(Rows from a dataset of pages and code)
------------------------------------------------------------------------

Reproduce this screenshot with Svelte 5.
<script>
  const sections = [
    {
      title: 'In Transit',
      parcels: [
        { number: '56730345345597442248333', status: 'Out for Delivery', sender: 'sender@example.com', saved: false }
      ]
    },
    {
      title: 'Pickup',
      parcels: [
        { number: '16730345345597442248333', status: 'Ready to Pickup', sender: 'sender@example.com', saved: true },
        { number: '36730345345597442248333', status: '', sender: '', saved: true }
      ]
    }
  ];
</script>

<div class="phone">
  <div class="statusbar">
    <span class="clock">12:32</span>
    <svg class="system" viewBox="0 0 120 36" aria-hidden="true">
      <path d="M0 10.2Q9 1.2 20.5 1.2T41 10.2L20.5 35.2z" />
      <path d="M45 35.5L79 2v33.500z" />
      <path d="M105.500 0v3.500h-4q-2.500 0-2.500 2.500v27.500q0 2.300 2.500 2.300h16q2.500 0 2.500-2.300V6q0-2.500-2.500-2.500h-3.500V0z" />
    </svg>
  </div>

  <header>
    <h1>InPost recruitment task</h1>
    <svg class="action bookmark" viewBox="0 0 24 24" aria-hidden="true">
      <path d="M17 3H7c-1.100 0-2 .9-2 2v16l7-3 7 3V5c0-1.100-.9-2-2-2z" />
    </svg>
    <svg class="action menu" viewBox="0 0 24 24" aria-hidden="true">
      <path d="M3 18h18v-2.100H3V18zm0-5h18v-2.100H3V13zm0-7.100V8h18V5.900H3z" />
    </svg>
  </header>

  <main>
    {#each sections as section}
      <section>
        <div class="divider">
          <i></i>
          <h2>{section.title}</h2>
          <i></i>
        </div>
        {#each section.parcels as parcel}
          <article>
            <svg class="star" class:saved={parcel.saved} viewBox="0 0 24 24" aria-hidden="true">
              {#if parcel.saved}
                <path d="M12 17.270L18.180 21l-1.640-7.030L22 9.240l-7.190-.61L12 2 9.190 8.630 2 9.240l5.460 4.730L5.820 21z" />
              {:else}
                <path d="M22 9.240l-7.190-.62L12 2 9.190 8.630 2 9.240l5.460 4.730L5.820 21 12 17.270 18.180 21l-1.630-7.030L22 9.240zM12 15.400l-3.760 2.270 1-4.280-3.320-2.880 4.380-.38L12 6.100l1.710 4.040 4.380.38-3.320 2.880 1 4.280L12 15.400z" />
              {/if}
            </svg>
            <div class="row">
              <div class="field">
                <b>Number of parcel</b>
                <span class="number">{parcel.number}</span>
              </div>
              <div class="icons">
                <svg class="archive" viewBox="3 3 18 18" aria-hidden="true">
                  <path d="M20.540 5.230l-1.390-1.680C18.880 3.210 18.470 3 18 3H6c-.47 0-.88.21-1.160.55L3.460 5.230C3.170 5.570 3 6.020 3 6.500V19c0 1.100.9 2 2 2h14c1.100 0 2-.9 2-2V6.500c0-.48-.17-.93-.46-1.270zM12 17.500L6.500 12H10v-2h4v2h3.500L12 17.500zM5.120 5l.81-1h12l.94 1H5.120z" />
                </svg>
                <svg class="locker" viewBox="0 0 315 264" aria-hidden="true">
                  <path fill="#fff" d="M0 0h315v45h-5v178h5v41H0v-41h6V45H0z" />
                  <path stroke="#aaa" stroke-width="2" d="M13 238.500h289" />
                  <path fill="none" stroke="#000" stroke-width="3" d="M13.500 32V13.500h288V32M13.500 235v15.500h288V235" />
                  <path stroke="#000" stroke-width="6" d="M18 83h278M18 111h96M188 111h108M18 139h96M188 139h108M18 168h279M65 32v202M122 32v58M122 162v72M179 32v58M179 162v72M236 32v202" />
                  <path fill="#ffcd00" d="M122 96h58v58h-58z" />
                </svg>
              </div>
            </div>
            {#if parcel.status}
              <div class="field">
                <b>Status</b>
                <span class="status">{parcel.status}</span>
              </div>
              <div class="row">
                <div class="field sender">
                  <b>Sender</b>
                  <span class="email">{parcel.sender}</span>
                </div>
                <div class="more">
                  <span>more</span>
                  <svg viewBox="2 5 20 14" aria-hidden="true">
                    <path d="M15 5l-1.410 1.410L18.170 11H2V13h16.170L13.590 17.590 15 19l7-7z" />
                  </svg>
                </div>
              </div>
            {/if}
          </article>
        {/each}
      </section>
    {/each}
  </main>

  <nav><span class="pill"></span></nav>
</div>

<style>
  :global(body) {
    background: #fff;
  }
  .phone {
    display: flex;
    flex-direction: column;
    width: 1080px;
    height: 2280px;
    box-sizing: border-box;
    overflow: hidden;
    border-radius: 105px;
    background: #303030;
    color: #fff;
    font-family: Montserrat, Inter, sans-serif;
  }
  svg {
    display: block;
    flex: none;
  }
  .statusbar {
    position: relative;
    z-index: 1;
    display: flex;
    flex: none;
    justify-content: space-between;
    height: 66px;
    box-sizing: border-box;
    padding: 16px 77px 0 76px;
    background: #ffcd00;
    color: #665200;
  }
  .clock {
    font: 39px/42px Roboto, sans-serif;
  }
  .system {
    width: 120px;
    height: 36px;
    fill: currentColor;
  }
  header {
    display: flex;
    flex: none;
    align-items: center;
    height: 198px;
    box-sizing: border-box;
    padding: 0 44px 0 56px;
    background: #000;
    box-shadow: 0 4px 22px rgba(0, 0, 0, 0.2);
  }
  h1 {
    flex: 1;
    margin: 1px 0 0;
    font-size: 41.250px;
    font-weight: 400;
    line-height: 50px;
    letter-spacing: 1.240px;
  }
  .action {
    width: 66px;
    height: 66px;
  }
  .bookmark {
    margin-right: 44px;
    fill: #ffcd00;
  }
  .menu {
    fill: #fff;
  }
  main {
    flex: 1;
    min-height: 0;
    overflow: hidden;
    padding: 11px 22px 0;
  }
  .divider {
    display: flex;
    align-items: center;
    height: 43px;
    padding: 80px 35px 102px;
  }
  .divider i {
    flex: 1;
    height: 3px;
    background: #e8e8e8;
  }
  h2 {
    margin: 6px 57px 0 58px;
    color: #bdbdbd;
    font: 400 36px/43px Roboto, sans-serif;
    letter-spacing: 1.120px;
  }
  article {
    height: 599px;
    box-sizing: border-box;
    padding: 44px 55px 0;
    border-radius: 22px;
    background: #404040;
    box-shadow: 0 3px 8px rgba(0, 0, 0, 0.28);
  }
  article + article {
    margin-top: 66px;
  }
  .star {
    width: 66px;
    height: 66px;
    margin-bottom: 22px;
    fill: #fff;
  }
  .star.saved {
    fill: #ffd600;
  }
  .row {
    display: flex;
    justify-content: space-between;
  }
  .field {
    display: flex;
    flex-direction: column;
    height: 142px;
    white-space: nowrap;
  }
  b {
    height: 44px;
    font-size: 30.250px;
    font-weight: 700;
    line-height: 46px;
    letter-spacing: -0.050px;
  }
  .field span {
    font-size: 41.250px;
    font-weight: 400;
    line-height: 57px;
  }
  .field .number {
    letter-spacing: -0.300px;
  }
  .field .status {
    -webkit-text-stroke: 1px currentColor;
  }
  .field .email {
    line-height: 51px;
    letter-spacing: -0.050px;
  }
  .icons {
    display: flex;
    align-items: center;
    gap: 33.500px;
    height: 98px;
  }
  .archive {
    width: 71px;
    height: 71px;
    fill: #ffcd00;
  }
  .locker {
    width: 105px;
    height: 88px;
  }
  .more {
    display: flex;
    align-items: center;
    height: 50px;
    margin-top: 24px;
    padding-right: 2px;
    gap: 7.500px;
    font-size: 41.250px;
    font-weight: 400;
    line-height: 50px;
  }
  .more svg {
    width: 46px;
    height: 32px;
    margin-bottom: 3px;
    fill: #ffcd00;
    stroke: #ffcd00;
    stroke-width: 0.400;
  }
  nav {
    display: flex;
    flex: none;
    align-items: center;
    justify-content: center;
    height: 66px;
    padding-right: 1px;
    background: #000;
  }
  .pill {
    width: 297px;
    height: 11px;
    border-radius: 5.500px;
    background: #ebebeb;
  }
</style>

------------------------------------------------------------------------

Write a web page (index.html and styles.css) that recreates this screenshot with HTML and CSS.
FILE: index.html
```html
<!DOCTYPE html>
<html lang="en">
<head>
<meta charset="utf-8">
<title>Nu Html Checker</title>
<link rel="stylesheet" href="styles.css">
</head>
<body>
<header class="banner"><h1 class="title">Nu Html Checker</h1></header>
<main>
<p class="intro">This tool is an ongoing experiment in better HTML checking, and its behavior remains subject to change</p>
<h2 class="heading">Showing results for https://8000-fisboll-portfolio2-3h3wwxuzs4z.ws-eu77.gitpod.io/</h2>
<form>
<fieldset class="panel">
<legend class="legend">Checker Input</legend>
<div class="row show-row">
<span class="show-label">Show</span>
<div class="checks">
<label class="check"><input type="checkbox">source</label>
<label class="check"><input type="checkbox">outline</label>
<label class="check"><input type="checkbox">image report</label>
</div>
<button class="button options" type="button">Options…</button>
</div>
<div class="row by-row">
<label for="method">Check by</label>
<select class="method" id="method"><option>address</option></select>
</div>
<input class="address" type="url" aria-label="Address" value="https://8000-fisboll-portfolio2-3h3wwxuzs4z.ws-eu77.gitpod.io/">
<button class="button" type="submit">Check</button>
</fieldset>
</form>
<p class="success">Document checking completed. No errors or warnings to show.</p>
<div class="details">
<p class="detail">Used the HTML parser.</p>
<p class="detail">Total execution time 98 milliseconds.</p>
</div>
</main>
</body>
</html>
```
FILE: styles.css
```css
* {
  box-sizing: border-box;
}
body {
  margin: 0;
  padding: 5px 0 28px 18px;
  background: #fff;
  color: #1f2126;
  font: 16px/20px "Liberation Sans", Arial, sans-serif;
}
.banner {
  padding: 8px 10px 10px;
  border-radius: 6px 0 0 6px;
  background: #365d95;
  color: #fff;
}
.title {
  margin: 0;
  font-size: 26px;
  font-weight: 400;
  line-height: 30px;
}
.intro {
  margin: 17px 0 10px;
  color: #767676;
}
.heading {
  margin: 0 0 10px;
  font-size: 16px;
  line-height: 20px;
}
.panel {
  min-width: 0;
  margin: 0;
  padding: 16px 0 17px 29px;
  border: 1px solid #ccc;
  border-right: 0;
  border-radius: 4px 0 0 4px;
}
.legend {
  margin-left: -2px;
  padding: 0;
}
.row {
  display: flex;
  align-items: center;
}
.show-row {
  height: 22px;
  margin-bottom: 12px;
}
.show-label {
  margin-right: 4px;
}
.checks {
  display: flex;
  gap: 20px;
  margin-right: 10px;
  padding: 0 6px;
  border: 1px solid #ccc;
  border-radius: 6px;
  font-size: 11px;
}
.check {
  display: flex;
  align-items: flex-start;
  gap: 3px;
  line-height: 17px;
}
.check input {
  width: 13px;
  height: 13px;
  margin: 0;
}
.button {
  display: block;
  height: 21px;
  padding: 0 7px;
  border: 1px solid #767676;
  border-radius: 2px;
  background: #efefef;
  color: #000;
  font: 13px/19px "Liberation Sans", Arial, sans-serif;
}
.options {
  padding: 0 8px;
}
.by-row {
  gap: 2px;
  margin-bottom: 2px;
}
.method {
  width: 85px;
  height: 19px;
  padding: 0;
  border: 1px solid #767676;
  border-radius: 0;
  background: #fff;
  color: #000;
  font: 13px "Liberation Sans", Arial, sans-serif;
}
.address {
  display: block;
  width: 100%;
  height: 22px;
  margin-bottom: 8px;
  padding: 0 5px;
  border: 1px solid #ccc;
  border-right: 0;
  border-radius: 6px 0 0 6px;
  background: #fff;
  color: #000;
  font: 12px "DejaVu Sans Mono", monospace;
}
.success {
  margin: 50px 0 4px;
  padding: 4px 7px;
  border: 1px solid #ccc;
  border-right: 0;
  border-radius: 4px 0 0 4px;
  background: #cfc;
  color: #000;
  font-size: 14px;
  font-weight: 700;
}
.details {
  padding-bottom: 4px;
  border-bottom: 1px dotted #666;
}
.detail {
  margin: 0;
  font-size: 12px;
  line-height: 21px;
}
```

------------------------------------------------------------------------

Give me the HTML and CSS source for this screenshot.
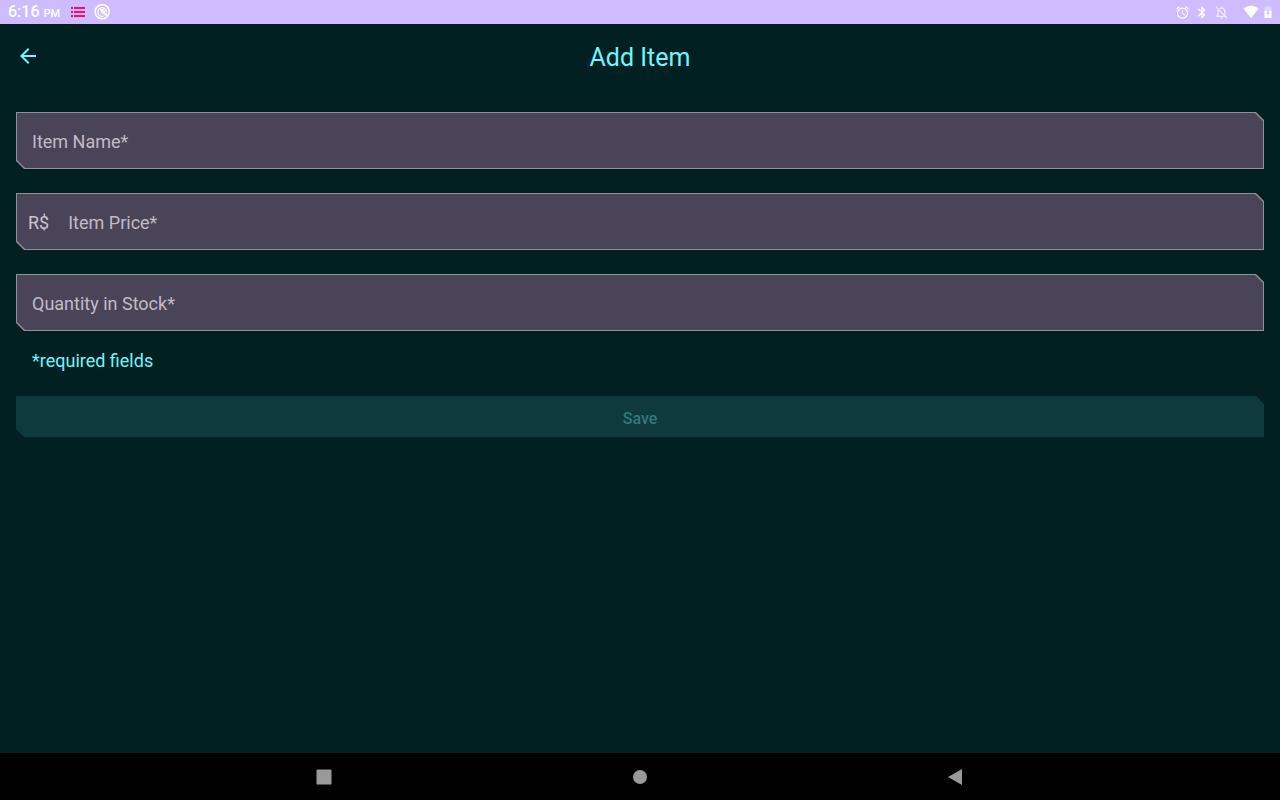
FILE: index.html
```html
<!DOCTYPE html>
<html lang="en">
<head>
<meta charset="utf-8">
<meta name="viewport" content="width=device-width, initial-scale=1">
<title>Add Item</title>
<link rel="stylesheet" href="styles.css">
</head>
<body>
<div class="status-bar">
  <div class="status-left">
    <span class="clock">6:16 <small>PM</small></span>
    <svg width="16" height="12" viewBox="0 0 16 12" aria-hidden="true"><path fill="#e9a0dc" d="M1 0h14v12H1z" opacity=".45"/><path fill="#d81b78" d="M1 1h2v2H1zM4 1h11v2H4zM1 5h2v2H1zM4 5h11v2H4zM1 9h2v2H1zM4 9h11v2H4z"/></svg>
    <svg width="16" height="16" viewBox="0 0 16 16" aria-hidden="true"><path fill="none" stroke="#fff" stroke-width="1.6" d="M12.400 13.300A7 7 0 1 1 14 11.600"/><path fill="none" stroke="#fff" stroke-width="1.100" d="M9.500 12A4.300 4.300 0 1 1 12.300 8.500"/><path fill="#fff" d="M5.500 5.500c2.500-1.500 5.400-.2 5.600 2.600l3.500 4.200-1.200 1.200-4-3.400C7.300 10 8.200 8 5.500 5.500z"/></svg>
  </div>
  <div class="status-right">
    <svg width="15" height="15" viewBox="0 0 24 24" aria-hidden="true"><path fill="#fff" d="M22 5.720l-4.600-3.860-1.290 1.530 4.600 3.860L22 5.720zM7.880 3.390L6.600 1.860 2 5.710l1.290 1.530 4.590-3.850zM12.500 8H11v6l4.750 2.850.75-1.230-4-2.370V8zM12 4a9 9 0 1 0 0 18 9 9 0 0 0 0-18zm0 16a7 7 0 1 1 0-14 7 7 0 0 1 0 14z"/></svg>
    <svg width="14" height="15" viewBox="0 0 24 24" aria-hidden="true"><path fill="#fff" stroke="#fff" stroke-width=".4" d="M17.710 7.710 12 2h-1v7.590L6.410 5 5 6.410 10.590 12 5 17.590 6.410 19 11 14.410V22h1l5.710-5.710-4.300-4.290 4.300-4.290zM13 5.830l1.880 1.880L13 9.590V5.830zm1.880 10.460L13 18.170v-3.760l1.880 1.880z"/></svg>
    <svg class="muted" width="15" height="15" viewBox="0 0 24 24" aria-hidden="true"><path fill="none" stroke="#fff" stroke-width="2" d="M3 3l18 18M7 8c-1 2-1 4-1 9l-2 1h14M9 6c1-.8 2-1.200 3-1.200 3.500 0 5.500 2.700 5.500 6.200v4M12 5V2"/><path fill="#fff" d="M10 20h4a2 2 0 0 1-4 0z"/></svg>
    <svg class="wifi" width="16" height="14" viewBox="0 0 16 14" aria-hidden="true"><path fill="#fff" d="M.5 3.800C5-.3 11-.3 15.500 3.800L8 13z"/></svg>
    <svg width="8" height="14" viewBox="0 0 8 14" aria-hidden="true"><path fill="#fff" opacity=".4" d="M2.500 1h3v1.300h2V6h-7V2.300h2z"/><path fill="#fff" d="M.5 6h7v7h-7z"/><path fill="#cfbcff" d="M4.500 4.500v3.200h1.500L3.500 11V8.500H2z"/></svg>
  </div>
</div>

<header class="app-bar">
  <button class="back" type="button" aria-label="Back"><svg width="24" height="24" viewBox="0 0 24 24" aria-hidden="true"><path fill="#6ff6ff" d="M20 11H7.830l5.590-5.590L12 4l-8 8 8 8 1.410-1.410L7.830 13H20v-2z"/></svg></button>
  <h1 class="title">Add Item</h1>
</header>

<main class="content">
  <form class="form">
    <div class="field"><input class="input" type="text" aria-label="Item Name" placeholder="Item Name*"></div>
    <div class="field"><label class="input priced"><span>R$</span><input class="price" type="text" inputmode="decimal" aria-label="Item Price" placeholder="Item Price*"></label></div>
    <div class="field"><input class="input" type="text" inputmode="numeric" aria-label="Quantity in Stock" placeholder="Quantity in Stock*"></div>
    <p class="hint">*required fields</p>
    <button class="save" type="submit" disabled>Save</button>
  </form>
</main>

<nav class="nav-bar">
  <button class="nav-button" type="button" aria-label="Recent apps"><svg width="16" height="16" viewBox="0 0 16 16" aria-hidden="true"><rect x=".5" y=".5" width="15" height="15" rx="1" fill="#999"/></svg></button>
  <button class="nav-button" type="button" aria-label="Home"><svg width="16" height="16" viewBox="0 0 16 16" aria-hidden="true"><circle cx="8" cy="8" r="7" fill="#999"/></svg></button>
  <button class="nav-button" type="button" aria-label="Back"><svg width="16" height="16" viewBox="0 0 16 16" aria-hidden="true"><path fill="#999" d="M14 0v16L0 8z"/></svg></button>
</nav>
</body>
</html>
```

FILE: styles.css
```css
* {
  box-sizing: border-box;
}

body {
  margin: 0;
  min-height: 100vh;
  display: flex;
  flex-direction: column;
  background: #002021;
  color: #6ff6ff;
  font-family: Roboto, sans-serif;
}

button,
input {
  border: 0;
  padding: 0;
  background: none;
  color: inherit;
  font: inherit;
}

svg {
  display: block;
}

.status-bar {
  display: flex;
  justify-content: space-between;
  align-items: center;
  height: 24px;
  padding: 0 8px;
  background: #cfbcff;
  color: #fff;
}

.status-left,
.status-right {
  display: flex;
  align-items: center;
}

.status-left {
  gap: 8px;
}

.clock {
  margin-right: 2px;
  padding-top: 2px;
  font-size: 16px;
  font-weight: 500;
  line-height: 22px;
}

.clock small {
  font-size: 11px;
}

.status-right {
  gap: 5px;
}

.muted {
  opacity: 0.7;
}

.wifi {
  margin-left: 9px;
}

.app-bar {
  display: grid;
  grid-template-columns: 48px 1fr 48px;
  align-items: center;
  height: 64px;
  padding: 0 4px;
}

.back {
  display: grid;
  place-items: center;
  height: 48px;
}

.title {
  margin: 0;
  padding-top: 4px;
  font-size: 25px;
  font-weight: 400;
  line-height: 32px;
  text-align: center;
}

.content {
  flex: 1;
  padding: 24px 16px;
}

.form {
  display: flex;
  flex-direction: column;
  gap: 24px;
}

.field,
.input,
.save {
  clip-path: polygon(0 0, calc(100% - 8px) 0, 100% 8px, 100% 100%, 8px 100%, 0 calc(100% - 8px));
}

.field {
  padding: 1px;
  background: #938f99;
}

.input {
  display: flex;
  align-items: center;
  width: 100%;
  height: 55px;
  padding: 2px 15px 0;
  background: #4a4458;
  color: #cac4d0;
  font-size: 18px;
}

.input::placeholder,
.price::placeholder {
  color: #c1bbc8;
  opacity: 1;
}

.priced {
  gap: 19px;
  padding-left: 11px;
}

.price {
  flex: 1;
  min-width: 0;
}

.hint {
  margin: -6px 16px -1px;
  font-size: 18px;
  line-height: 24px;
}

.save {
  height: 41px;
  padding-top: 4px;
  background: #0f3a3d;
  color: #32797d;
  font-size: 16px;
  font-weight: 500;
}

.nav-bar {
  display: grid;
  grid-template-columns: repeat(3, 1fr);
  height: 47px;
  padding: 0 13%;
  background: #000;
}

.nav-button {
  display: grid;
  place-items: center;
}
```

------------------------------------------------------------------------

▶ **Set task**
State how many lines of the entries above include the word "screenshot", offering no text other than the number.

▶ **Output for this task**
3